Statutorily on point is Section 14.5-504 of the Estates and Trusts Article of the Annotated Code (the “Maryland Trust Act, effective on January 1, 2015), which states, in pertinent part, that “[a] spendthrift provision is valid and enforceable”, restraining “both voluntary and involuntary transfer of the beneficiary’s interest”, prohibiting “judicial foreclosure or attachment” by a creditor, and rendering “an attempt by a beneficiary to transfer an interest in a trust in violation of a valid spendthrift provision… void and of no effect.” Section 14.5-504 goes on to provide that the protections afforded by a spendthrift provision also extend to the “use, occupancy, and enjoyment of residential real property and tangible personal property”, which “may not be transferred… by a beneficiary whose interest is subject to a spendthrift provision…,[nor] subject to enforcement of a judgment against the beneficiary.”
The exact wording of a spendthrift clause may look something like “no beneficiary may assign, anticipate, encumber, alienate, or otherwise voluntarily transfer the income or principal of any trust created under this trust. In addition, neither the income nor the principal of any trust created under this trust is subject to attachment, bankruptcy proceedings or any other legal process, the interference or control of creditors or others, or any voluntary transfer.” Although no specific language is statutorily required (in fact, Section 14.5-504 simply states that the protection applies where there is “[a] provision of a trust providing that the interest of a beneficiary is held subject to a “spendthrift trust”, or words of similar import…” (emphasis added)), it is advisable to have the spendthrift clause carefully worded to ensure the strength of its protection.
This does not mean that spendthrift provisions can protect against all creditors or all claims.
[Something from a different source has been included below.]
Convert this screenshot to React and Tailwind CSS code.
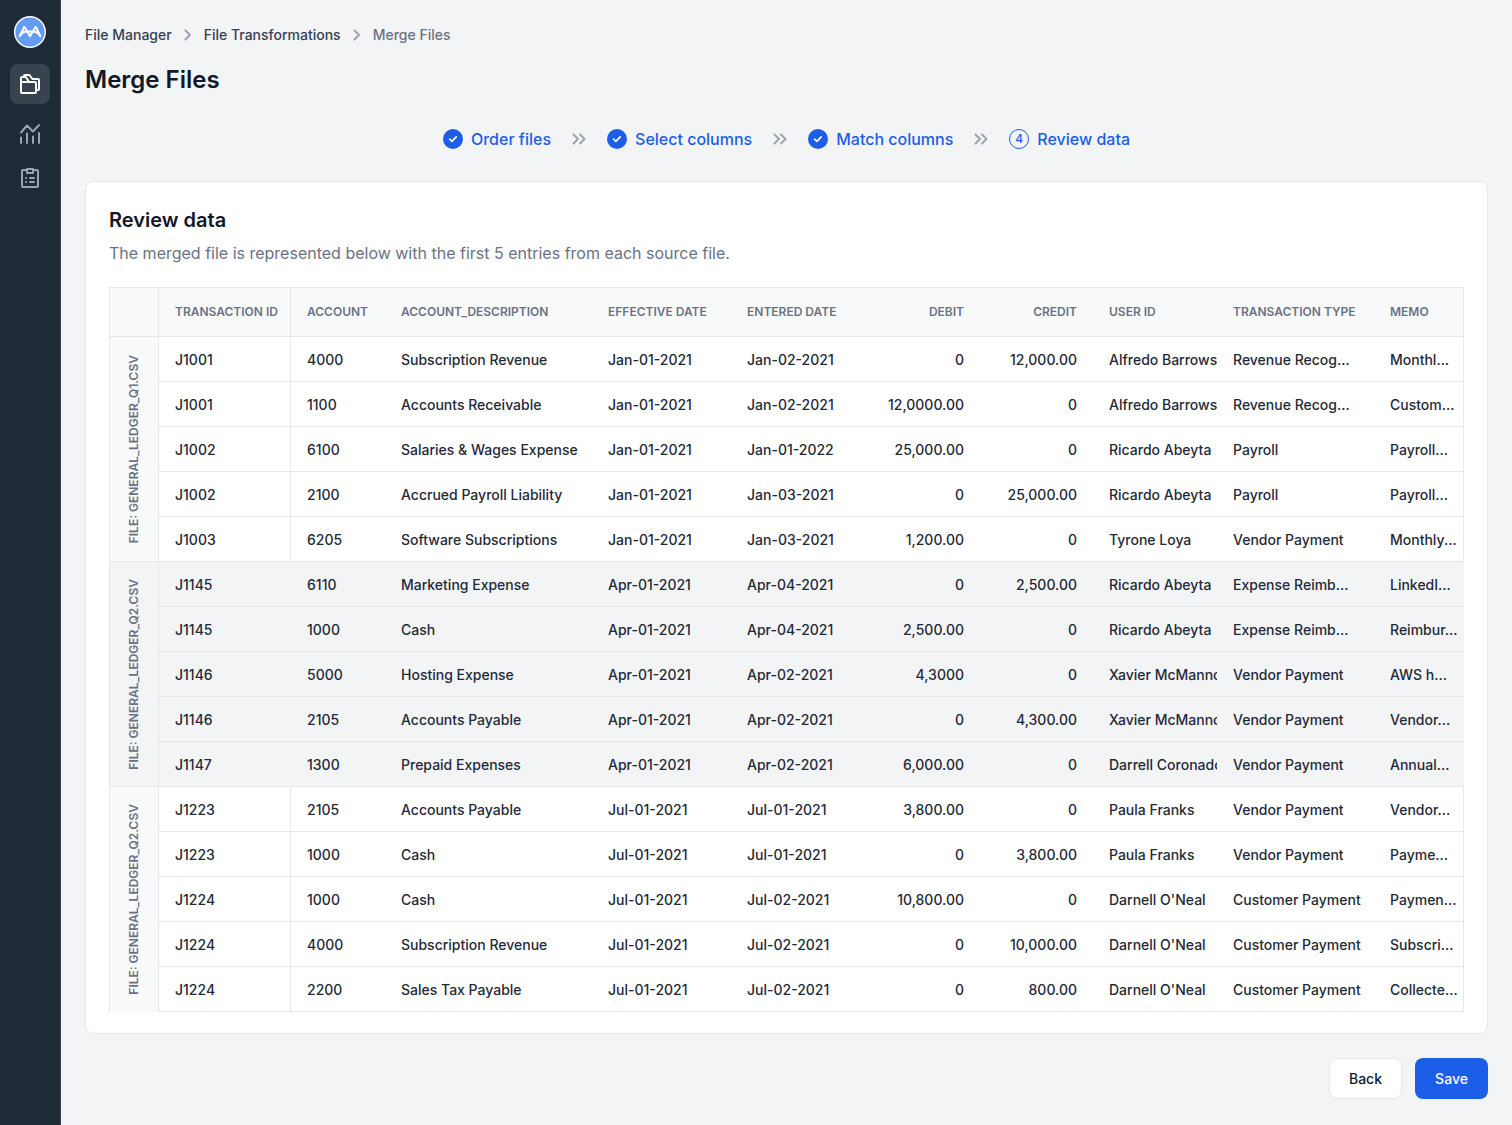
const columns = [
  { name: "Transaction ID", width: "w-[132px]" },
  { name: "Account", width: "w-[94px]" },
  { name: "Account_Description", width: "w-[207px]" },
  { name: "Effective Date", width: "w-[139px]" },
  { name: "Entered Date", width: "w-[139px]" },
  { name: "Debit", width: "w-[110px]", numeric: true },
  { name: "Credit", width: "w-[113px]", numeric: true },
  { name: "User ID", width: "w-[124px]" },
  { name: "Transaction Type", width: "w-[157px]" },
  { name: "Memo", width: "w-[90px]" },
];

const files = [
  {
    label: "File: general_ledger_Q1.csv",
    rows: [
      ["J1001", "4000", "Subscription Revenue", "Jan-01-2021", "Jan-02-2021", "0", "12,000.00", "Alfredo Barrows", "Revenue Recog...", "Monthl..."],
      ["J1001", "1100", "Accounts Receivable", "Jan-01-2021", "Jan-02-2021", "12,0000.00", "0", "Alfredo Barrows", "Revenue Recog...", "Custom..."],
      ["J1002", "6100", "Salaries & Wages Expense", "Jan-01-2021", "Jan-01-2022", "25,000.00", "0", "Ricardo Abeyta", "Payroll", "Payroll..."],
      ["J1002", "2100", "Accrued Payroll Liability", "Jan-01-2021", "Jan-03-2021", "0", "25,000.00", "Ricardo Abeyta", "Payroll", "Payroll..."],
      ["J1003", "6205", "Software Subscriptions", "Jan-01-2021", "Jan-03-2021", "1,200.00", "0", "Tyrone Loya", "Vendor Payment", "Monthly..."],
    ],
  },
  {
    label: "File: general_ledger_Q2.csv",
    shaded: true,
    rows: [
      ["J1145", "6110", "Marketing Expense", "Apr-01-2021", "Apr-04-2021", "0", "2,500.00", "Ricardo Abeyta", "Expense Reimb...", "LinkedI..."],
      ["J1145", "1000", "Cash", "Apr-01-2021", "Apr-04-2021", "2,500.00", "0", "Ricardo Abeyta", "Expense Reimb...", "Reimbur..."],
      ["J1146", "5000", "Hosting Expense", "Apr-01-2021", "Apr-02-2021", "4,3000", "0", "Xavier McMannon", "Vendor Payment", "AWS h..."],
      ["J1146", "2105", "Accounts Payable", "Apr-01-2021", "Apr-02-2021", "0", "4,300.00", "Xavier McMannon", "Vendor Payment", "Vendor..."],
      ["J1147", "1300", "Prepaid Expenses", "Apr-01-2021", "Apr-02-2021", "6,000.00", "0", "Darrell Coronado", "Vendor Payment", "Annual..."],
    ],
  },
  {
    label: "File: general_ledger_Q2.csv",
    rows: [
      ["J1223", "2105", "Accounts Payable", "Jul-01-2021", "Jul-01-2021", "3,800.00", "0", "Paula Franks", "Vendor Payment", "Vendor..."],
      ["J1223", "1000", "Cash", "Jul-01-2021", "Jul-01-2021", "0", "3,800.00", "Paula Franks", "Vendor Payment", "Payme..."],
      ["J1224", "1000", "Cash", "Jul-01-2021", "Jul-02-2021", "10,800.00", "0", "Darnell O'Neal", "Customer Payment", "Paymen..."],
      ["J1224", "4000", "Subscription Revenue", "Jul-01-2021", "Jul-02-2021", "0", "10,000.00", "Darnell O'Neal", "Customer Payment", "Subscri..."],
      ["J1224", "2200", "Sales Tax Payable", "Jul-01-2021", "Jul-02-2021", "0", "800.00", "Darnell O'Neal", "Customer Payment", "Collecte..."],
    ],
  },
];

const steps = ["Order files", "Select columns", "Match columns", "Review data"];

function Logo() {
  return (
    <svg viewBox="0 0 32 32" className="size-8" fill="none">
      <circle cx="16" cy="16" r="15.3" fill="#639bf5" stroke="#fff" strokeWidth="1.4" />
      <path
        d="M5.6 20.3 10.3 10.8 16.1 20.3 21.7 10.8 26.4 20.3M5.8 20C7.6 17 9.8 16 12.6 15.6H19.4C22.2 16 24.4 17 26.2 20"
        stroke="#fff"
        strokeWidth="2"
        strokeLinejoin="round"
        strokeLinecap="round"
      />
    </svg>
  );
}

function FoldersIcon() {
  return (
    <svg viewBox="0 0 24 24" className="size-6" fill="none" stroke="#fff" strokeWidth="2" strokeLinejoin="round">
      <path d="M3 10V6C3 5.4 3.4 5 4 5H7.9L11.2 10M3 10H17C17.6 10 18 10.4 18 11V20C18 20.6 17.6 21 17 21H4C3.4 21 3 20.6 3 20V10Z" />
      <path d="M6 5V4C6 3.4 6.4 3 7 3H11.4L14.4 7H20C20.6 7 21 7.4 21 8V17C21 17.6 20.6 18 20 18H18" />
    </svg>
  );
}

function ChartIcon() {
  return (
    <svg viewBox="0 0 24 24" className="size-6" fill="none" stroke="#9ca3af" strokeWidth="2" strokeLinecap="round" strokeLinejoin="round">
      <path d="M3 10.5 9 3.5 15 9.5 21 3M3 15.5V21M9 11.5V21M15 14.5V21M21 11V21" />
    </svg>
  );
}

function ClipboardIcon() {
  return (
    <svg viewBox="0 0 24 24" className="size-6" fill="none" stroke="#9ca3af" strokeWidth="2" strokeLinecap="round" strokeLinejoin="round">
      <path d="M15 4H19C19.6 4 20 4.4 20 5V20C20 20.6 19.6 21 19 21H5C4.4 21 4 20.6 4 20V5C4 4.4 4.4 4 5 4H9M9 3H15V7H9ZM12 12H16M12 16H16M8 12H8.1M8 16H8.1" />
    </svg>
  );
}

function Chevron() {
  return (
    <svg viewBox="0 0 8 12" className="h-3 w-2" fill="none" stroke="#9ca3af" strokeWidth="2" strokeLinecap="round" strokeLinejoin="round">
      <path d="M1.5 1.5 6 6 1.5 10.5" />
    </svg>
  );
}

function DoubleChevron() {
  return (
    <svg viewBox="0 0 14 12" className="h-3 w-3.5" fill="none" stroke="#9ca3af" strokeWidth="2" strokeLinecap="round" strokeLinejoin="round">
      <path d="M1.5 1.5 6 6 1.5 10.5M8 1.5 12.5 6 8 10.5" />
    </svg>
  );
}

function Sidebar() {
  return (
    <aside className="flex w-[61px] shrink-0 flex-col items-center border-r border-[#374151] bg-[#1f2a37] pt-4">
      <a href="#home" aria-label="Home">
        <Logo />
      </a>
      <nav className="mt-4 flex flex-col items-center gap-1">
        <a href="#files" aria-label="File manager" className="flex size-10 items-center justify-center rounded-lg bg-[#39434f]">
          <FoldersIcon />
        </a>
        <a href="#analytics" aria-label="Analytics" className="mt-1.5 flex size-10 items-center justify-center rounded-lg">
          <ChartIcon />
        </a>
        <a href="#reports" aria-label="Reports" className="flex size-10 items-center justify-center rounded-lg">
          <ClipboardIcon />
        </a>
      </nav>
    </aside>
  );
}

function Stepper() {
  return (
    <ol className="mt-[31px] flex items-center justify-center gap-[21px] text-base leading-6 font-medium text-[#1c5ee8]">
      {steps.map((step, i) => {
        const current = i === steps.length - 1;
        return (
          <li key={step} className="flex items-center gap-[21px]">
            <span className="flex items-center gap-2">
              {current ? (
                <span className="flex size-5 items-center justify-center rounded-full border border-[#1c5ee8] text-xs">{i + 1}</span>
              ) : (
                <span className="flex size-5 items-center justify-center rounded-full bg-[#1c5ee8]">
                  <svg viewBox="0 0 10 8" className="h-2 w-2.5" fill="none" stroke="#fff" strokeWidth="1.7" strokeLinecap="round" strokeLinejoin="round">
                    <path d="M1.6 4.2 3.9 6.3 8.2 1.9" />
                  </svg>
                </span>
              )}
              {step}
            </span>
            {!current && <DoubleChevron />}
          </li>
        );
      })}
    </ol>
  );
}

function LedgerTable() {
  return (
    <table className="w-full table-fixed border-separate border-spacing-0 text-left text-sm font-medium text-[#1f2a37]">
      <thead>
        <tr className="h-[50px] bg-gray-50 text-xs text-gray-500 uppercase">
          <td className="w-[50px] border border-gray-200" />
          {columns.map((col, i) => (
            <th
              key={col.name}
              scope="col"
              className={`${col.width} border-y border-gray-200 pl-4 font-semibold whitespace-nowrap ${col.numeric ? "pr-4 text-right" : ""} ${
                i === 0 || i === columns.length - 1 ? "border-r" : ""
              }`}
            >
              {col.name}
            </th>
          ))}
        </tr>
      </thead>
      {files.map((file, f) => (
        <tbody key={f} className={file.shaded ? "bg-gray-100" : "bg-white"}>
          {file.rows.map((row, r) => (
            <tr key={r} className="h-[45px]">
              {r === 0 && (
                <th
                  rowSpan={5}
                  scope="rowgroup"
                  className={`border-x border-gray-200 p-0 ${f < files.length - 1 ? "border-b" : ""} ${file.shaded ? "bg-gray-100" : "bg-gray-50"}`}
                >
                  <div className="flex items-center justify-center">
                    <span className="rotate-180 text-xs font-semibold whitespace-nowrap text-gray-500 uppercase [writing-mode:vertical-rl]">
                      {file.label}
                    </span>
                  </div>
                </th>
              )}
              {row.map((value, c) => (
                <td
                  key={c}
                  className={`border-b border-gray-200 pt-0.5 pb-0 pl-4 ${columns[c].numeric ? "pr-4 text-right" : "pr-0"} ${
                    !file.shaded && (c === 0 || c === columns.length - 1) ? "border-r" : ""
                  }`}
                >
                  <div className="overflow-hidden whitespace-nowrap">{value}</div>
                </td>
              ))}
            </tr>
          ))}
        </tbody>
      ))}
    </table>
  );
}

export default function App() {
  return (
    <div className="flex min-h-screen bg-gray-100 font-['Inter',sans-serif] text-[#111928]">
      <Sidebar />
      <main className="min-w-0 flex-1 px-6 pt-6 pb-6">
        <nav aria-label="Breadcrumb" className="flex items-center gap-3 text-sm leading-[22px] font-medium text-gray-700">
          <a href="#files">File Manager</a>
          <Chevron />
          <a href="#transformations">File Transformations</a>
          <Chevron />
          <span aria-current="page" className="text-gray-500">
            Merge Files
          </span>
        </nav>
        <h1 className="mt-[18px] text-2xl leading-8 font-semibold">Merge Files</h1>

        <Stepper />

        <section className="mt-[30px] rounded-lg border border-gray-200 bg-white px-[23px] pt-[23px] pb-[21px]">
          <h2 className="text-xl leading-[30px] font-semibold">Review data</h2>
          <p className="mt-1.5 text-base leading-6 text-gray-500">
            The merged file is represented below with the first 5 entries from each source file.
          </p>
          <div className="mt-[22px]">
            <LedgerTable />
          </div>
        </section>

        <div className="mt-6 flex justify-end gap-[13px] text-sm font-medium">
          <button type="button" className="h-[41px] w-[73px] rounded-lg border border-gray-200 bg-white">
            Back
          </button>
          <button type="button" className="h-[41px] w-[73px] rounded-lg bg-[#1c5ee8] text-white">
            Save
          </button>
        </div>
      </main>
    </div>
  );
}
Section 14.5-505 of the Estates and Trusts Article delineates “[a] allowable claims” to include “a child, spouse, or former spouse of the beneficiary that has a judgment or court order against the beneficiary for support or maintenance; a judgment creditor that has provided services for the protection of the interest of a beneficiary in the trust; or a claim of this State or the United States to the extent a statute of this State or federal law so provides;” with some limitations allowed based upon the support needs of the beneficiary him or herself. The distinction tends to fall along the lines of public policy considerations, that great determiner of what shouldn’t (equitably) be allowed.
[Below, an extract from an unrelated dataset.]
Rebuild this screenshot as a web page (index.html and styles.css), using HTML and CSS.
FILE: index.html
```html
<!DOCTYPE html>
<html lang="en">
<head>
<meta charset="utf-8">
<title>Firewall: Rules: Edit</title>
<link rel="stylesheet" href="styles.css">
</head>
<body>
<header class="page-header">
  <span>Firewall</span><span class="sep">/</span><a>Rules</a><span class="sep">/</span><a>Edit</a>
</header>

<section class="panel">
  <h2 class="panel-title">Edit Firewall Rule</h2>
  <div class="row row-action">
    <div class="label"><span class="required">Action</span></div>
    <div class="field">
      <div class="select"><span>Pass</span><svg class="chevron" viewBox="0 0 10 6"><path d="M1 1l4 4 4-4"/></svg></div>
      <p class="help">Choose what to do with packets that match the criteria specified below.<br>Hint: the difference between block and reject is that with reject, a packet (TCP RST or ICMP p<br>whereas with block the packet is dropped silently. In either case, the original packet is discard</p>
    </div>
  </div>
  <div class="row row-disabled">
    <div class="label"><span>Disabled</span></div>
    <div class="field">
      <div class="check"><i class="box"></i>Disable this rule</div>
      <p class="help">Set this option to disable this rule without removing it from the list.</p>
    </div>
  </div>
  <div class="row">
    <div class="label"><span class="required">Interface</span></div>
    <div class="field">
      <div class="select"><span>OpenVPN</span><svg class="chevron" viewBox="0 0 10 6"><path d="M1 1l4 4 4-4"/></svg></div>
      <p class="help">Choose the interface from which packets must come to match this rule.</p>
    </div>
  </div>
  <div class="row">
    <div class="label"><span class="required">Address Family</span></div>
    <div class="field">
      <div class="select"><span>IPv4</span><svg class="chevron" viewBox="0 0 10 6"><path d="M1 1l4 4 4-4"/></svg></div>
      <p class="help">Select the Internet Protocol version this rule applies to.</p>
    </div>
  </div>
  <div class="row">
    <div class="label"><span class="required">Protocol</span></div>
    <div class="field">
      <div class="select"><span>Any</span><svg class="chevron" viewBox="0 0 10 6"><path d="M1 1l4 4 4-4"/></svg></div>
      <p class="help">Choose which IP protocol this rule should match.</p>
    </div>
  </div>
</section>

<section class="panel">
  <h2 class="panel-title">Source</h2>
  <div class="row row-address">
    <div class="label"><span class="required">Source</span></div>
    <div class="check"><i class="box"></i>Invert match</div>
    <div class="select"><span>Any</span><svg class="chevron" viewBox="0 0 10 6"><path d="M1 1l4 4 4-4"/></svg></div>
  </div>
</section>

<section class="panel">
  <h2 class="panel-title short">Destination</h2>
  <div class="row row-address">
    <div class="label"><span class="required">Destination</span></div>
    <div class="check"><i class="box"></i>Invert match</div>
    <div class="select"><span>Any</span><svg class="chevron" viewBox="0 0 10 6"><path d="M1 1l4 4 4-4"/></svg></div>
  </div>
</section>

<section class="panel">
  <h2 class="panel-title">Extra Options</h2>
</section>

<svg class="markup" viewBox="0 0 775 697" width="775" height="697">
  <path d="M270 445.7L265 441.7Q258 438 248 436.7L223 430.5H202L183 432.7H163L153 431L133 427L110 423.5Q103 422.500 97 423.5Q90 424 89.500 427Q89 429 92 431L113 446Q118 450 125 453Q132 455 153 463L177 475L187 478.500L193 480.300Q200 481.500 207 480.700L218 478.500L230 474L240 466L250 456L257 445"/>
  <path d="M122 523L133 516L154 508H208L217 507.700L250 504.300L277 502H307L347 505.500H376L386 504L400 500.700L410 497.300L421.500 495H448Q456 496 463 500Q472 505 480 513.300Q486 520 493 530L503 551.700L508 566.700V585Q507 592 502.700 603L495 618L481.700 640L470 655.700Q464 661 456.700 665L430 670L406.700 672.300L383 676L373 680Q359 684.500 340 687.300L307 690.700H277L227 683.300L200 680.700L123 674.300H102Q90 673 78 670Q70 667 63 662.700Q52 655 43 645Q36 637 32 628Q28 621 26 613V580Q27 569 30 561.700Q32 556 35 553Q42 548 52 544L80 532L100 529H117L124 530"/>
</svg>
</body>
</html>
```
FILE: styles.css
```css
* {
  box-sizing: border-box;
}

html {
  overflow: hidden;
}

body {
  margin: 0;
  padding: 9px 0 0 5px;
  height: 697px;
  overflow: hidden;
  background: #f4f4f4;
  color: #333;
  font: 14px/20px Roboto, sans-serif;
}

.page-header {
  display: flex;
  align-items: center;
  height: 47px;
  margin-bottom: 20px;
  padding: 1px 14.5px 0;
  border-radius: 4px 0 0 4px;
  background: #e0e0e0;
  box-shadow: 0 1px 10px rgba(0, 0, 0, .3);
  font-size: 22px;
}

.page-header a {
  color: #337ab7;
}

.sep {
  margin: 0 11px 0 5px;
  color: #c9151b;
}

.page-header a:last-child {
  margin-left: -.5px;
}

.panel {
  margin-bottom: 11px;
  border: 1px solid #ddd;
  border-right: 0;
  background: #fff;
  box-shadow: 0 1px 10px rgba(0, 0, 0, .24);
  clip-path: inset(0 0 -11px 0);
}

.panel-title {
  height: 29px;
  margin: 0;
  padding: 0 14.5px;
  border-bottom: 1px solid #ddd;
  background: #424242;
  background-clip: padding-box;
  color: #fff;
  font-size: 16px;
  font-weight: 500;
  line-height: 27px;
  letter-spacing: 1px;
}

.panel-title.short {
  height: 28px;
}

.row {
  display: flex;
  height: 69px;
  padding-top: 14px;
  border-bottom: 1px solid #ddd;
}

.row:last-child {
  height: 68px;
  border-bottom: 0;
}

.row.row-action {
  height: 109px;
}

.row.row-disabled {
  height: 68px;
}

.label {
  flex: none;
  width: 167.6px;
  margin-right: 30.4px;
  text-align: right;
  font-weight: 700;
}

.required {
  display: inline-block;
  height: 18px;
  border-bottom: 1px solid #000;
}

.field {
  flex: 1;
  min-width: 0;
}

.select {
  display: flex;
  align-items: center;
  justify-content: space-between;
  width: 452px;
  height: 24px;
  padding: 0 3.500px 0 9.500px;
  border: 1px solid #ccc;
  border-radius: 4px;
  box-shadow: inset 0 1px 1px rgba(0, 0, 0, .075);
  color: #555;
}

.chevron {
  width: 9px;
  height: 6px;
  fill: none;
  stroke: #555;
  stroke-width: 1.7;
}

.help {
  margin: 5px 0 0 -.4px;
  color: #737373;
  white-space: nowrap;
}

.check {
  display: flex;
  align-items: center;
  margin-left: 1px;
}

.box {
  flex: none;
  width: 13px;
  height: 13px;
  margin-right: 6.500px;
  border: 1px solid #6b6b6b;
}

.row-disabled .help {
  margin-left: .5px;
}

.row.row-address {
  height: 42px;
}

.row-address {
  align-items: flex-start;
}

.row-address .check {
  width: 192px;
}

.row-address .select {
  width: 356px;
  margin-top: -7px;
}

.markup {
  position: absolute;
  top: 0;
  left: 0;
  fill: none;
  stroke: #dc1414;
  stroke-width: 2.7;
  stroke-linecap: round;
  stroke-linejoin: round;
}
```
Another important exception is that Maryland does not recognize the protection of a spendthrift provision in a self-settled trust, wherein the beneficiary is the same person as the grantor/settlor (“a person may not effectively create a spendthrift trust for his or her own benefit.” In Re Robbins, 826 F.2d 293, 294 (1987)). It is also advisable that there be an independent trustee for distribution purposes, to ensure one extra layer of creditor protection (versus a beneficiary who is also a trustee, and can, therefore, arguably distribute money to himself or herself whenever he or she wants to, and, therefore, can do so to satisfy a creditor’s claim). And of course, once a beneficiary actually receives a distribution from a trust or a payment from a life insurance policy, those funds or that asset are then available for the claims of a creditor – or, at least, are no longer protected by the spendthrift clause.
Unfortunately, it is impossible to fully protect a person against him or her self. Nor is it possible to fully control what happens to one’s assets after their distribution to another. However, a spendthrift clause is an extremely powerful protection mechanism and an indispensable planning tool.